* [Stated exercise] Within the data that follows, how many lines carry the string "page"? Give the number alone.

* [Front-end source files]
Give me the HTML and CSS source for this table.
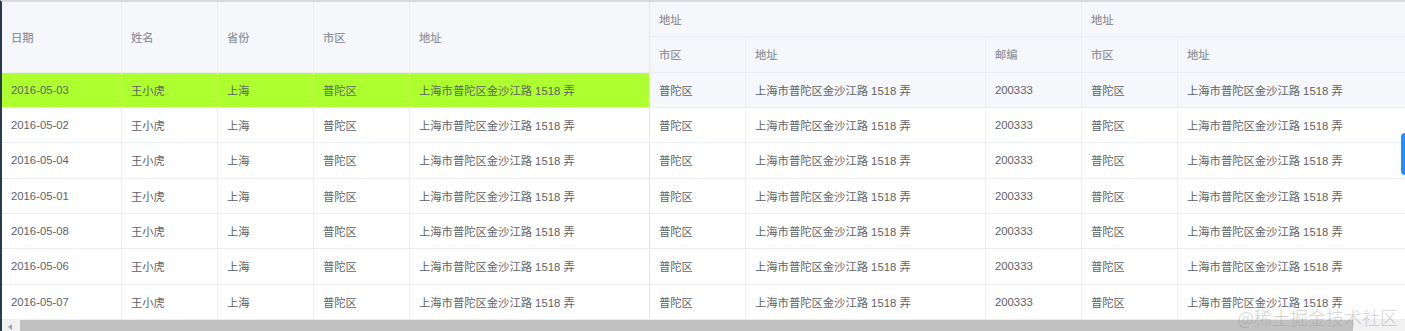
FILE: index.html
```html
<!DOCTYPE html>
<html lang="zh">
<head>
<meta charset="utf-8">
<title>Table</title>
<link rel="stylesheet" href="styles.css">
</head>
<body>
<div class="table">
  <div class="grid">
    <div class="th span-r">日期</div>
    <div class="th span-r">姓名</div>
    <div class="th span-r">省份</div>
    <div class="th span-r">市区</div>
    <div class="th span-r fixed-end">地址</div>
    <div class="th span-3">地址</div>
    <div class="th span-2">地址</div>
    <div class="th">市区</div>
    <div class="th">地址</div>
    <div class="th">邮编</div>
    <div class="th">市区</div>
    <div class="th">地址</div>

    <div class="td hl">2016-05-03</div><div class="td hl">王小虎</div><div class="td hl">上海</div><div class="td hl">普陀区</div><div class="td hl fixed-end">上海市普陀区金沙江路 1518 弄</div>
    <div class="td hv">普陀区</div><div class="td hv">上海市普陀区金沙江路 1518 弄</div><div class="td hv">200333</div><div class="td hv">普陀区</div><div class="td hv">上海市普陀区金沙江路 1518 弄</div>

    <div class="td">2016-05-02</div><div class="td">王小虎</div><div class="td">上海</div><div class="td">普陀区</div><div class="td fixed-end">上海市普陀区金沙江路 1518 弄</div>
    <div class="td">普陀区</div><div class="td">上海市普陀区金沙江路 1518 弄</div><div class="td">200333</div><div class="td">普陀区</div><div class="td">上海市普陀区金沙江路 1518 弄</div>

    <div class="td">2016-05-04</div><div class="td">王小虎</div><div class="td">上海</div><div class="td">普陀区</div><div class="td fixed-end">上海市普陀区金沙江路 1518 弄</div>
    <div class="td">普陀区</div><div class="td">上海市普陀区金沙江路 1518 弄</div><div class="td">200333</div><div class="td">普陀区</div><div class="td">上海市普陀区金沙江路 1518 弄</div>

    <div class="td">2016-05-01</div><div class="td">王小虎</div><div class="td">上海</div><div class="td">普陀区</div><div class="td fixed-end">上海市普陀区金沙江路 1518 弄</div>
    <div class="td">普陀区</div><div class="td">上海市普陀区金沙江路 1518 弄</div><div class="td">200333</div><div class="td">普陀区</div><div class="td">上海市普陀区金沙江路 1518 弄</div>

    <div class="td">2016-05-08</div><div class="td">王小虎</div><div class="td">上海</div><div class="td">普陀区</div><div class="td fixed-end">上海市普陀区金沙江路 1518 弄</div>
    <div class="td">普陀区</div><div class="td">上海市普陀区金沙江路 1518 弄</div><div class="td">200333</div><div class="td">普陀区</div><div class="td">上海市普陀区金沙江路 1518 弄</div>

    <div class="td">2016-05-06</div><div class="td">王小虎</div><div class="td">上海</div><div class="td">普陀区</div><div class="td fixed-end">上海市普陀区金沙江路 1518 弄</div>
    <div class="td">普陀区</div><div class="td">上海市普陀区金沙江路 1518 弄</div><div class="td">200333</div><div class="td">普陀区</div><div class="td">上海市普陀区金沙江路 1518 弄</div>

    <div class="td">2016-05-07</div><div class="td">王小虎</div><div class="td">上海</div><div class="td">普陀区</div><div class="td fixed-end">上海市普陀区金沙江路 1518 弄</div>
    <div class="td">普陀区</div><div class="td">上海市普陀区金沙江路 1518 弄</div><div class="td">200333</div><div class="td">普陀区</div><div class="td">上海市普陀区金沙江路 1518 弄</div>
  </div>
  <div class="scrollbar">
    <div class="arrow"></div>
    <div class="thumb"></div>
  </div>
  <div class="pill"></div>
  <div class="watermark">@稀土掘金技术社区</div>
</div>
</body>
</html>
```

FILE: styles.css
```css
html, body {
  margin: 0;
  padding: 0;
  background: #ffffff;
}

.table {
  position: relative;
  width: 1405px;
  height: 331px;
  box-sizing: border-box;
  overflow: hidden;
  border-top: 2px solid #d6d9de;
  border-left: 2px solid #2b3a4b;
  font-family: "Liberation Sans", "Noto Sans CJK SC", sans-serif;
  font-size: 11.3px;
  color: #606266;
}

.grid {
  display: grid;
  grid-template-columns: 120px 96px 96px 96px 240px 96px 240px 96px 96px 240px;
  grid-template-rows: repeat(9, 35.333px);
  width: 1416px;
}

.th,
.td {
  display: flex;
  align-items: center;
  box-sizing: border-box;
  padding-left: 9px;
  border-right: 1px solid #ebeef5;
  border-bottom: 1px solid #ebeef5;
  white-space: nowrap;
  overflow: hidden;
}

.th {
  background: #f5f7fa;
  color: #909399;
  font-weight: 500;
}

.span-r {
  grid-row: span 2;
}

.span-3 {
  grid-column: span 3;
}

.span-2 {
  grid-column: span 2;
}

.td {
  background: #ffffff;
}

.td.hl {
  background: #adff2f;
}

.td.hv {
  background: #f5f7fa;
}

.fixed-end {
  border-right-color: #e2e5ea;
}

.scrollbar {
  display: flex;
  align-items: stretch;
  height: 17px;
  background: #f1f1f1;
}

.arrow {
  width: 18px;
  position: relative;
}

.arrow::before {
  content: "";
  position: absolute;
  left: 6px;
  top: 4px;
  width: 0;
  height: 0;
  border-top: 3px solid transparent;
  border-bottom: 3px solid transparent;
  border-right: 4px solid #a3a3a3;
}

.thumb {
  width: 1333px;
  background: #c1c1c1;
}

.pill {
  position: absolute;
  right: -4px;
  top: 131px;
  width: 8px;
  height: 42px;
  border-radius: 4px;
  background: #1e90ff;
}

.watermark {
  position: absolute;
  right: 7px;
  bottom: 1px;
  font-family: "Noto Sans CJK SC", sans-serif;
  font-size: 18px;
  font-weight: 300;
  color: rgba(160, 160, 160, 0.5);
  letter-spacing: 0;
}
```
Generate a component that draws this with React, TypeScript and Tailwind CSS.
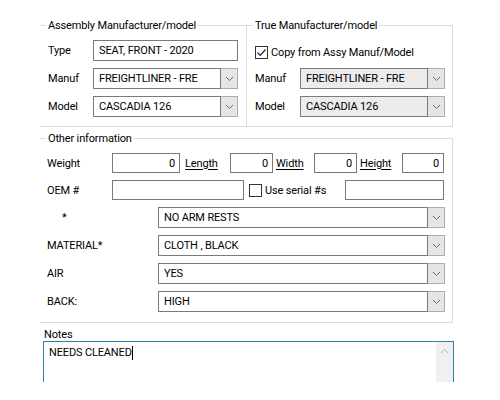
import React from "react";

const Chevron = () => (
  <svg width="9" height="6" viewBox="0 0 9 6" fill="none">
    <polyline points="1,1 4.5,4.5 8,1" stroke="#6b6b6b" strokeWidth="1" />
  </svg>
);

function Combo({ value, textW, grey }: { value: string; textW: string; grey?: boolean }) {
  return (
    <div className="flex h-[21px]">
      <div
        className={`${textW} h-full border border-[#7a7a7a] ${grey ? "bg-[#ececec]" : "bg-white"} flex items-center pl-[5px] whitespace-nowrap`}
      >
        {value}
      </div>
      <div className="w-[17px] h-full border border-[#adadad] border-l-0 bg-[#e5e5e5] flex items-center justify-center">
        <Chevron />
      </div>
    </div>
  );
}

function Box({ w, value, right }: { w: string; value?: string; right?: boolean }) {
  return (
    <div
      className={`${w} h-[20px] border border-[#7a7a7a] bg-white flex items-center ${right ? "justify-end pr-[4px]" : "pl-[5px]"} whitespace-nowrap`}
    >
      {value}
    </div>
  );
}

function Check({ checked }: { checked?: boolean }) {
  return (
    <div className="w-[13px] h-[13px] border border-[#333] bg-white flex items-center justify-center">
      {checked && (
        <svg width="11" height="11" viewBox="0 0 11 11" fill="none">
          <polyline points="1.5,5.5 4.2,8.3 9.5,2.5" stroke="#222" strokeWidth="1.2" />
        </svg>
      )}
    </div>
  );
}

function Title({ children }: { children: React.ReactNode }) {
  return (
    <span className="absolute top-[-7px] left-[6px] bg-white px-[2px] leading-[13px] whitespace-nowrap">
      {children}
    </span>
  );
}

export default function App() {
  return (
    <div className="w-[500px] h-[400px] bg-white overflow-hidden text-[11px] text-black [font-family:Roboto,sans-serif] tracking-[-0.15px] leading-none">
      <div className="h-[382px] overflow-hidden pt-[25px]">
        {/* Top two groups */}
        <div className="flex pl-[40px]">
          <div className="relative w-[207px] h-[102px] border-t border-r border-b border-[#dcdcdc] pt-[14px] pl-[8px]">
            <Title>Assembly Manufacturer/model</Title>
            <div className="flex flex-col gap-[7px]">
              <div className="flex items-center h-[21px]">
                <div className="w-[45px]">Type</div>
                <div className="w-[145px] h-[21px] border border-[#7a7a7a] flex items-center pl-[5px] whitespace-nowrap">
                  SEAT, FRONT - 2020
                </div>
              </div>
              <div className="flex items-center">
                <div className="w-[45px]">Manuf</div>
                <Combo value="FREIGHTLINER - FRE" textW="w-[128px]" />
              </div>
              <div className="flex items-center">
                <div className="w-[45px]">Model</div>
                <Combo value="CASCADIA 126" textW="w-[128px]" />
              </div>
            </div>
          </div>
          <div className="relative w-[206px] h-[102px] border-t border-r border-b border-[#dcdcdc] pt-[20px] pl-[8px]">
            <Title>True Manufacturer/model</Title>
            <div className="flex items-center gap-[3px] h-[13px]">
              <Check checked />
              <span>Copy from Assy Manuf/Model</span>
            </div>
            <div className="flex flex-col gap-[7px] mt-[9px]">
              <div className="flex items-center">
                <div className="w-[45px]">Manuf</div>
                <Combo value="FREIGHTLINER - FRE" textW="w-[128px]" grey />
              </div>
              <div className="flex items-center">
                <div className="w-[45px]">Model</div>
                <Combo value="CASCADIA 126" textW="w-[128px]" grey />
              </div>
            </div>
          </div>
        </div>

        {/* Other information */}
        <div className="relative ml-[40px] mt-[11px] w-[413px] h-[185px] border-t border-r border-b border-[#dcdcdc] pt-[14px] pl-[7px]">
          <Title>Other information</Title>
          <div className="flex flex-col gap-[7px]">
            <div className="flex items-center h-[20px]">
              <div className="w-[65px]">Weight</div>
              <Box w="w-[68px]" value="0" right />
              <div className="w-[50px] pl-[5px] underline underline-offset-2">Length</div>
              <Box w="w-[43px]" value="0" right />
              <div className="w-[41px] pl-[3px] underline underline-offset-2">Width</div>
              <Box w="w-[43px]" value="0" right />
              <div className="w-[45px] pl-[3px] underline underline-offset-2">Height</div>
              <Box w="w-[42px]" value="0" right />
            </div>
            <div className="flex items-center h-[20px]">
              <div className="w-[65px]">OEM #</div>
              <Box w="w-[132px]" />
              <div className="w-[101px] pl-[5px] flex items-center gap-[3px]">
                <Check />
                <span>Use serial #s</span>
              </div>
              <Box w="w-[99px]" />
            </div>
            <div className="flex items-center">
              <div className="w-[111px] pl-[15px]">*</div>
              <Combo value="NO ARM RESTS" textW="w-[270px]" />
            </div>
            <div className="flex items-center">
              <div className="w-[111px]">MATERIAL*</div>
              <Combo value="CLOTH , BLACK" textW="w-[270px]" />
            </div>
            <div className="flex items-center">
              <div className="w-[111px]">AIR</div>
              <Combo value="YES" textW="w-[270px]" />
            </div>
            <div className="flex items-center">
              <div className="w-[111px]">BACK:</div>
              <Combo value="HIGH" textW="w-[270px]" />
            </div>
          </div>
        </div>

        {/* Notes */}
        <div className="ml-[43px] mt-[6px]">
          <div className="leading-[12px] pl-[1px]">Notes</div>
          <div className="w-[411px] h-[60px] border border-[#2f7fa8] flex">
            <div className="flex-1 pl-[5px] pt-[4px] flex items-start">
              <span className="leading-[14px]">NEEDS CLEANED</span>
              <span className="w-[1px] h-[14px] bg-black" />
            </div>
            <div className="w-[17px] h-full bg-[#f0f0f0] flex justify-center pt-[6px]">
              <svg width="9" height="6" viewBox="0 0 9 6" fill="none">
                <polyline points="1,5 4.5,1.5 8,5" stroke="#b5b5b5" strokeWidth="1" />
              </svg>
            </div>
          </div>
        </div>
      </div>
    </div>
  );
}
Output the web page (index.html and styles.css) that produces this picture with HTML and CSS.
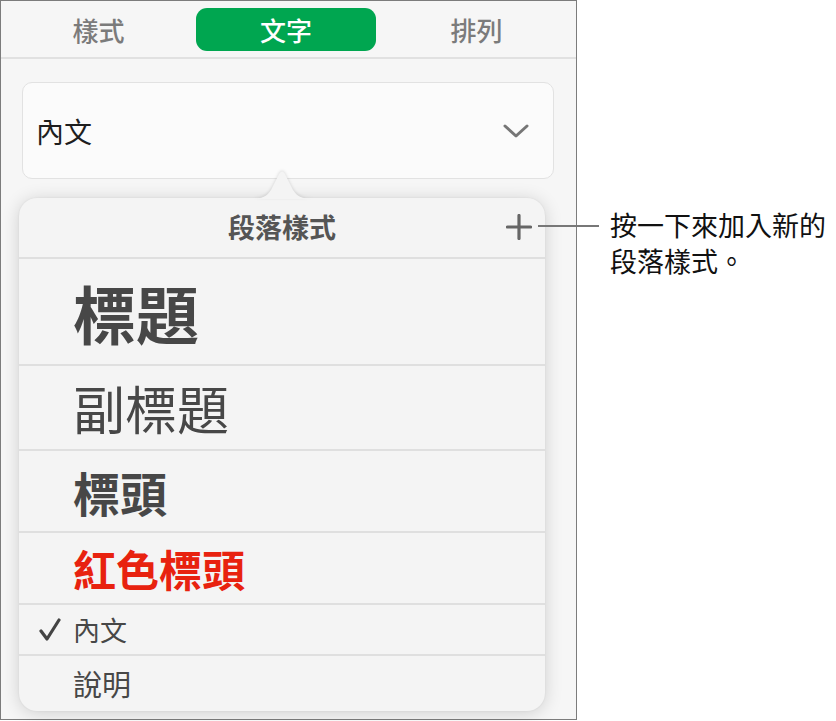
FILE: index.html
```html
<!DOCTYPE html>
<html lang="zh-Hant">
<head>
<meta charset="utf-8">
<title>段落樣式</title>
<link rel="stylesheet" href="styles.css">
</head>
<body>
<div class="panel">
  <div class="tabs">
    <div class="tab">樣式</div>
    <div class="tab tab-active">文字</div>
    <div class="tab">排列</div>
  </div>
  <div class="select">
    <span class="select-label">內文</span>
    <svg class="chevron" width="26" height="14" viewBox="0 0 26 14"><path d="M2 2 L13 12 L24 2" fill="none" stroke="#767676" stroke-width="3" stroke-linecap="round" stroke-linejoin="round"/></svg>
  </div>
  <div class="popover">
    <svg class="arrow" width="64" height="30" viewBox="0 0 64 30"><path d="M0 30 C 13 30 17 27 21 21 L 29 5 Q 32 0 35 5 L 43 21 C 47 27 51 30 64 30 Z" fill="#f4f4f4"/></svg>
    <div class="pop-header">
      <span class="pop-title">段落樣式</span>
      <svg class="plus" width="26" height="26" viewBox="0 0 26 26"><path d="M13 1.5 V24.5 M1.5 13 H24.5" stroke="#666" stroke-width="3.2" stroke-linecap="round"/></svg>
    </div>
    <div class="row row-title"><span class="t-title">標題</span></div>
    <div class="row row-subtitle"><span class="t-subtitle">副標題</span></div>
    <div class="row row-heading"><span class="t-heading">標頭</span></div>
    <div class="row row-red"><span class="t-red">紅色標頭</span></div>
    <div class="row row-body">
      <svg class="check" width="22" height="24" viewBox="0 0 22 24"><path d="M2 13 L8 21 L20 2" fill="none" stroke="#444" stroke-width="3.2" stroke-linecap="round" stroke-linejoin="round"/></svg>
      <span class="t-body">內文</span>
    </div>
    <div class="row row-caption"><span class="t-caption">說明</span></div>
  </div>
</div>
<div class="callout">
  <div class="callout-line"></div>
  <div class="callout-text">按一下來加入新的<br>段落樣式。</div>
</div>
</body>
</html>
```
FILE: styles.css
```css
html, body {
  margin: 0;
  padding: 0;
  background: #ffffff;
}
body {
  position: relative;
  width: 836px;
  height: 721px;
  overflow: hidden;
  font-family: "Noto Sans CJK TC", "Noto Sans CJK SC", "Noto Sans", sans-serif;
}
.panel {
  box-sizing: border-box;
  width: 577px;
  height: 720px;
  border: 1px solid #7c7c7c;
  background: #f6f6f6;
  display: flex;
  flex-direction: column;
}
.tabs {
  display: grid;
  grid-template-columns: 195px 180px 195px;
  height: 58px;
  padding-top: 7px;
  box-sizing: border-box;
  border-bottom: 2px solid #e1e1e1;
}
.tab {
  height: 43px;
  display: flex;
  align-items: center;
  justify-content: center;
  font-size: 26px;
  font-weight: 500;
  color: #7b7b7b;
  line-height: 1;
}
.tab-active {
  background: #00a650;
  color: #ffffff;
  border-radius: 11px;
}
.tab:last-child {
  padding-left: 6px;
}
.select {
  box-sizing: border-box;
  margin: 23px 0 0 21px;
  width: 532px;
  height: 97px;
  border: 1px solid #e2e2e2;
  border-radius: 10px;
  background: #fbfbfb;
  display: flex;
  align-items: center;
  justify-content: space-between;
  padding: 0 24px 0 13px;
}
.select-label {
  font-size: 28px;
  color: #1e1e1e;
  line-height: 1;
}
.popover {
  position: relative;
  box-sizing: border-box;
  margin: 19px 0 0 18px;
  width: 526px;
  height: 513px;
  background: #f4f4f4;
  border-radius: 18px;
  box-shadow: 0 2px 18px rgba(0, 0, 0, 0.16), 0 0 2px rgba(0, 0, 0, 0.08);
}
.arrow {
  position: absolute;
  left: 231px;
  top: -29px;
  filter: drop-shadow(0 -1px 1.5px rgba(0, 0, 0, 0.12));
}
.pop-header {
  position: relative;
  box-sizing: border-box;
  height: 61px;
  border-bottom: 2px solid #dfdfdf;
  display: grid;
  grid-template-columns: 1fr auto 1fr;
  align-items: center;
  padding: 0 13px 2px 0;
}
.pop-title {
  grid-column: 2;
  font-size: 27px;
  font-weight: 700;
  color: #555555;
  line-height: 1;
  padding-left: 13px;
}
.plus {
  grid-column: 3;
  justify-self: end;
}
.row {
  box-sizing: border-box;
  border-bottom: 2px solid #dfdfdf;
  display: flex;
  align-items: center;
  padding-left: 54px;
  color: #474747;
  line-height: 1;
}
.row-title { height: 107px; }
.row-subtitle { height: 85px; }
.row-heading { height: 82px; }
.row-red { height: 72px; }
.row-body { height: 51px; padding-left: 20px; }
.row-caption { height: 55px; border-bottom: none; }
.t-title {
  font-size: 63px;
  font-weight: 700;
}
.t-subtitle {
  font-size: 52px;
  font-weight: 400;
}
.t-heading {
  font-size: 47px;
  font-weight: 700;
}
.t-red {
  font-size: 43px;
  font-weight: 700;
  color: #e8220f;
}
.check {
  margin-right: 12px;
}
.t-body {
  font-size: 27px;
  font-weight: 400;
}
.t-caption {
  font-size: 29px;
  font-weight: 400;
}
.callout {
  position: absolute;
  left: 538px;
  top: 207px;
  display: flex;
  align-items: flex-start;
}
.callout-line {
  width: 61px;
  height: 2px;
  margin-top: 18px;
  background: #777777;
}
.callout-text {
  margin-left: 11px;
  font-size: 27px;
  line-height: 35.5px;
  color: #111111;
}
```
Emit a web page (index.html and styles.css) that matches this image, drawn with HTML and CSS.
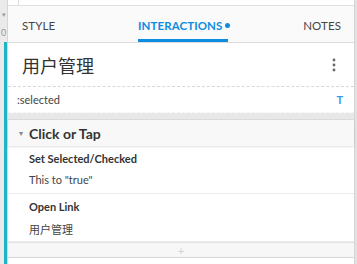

* [Exercise output] 2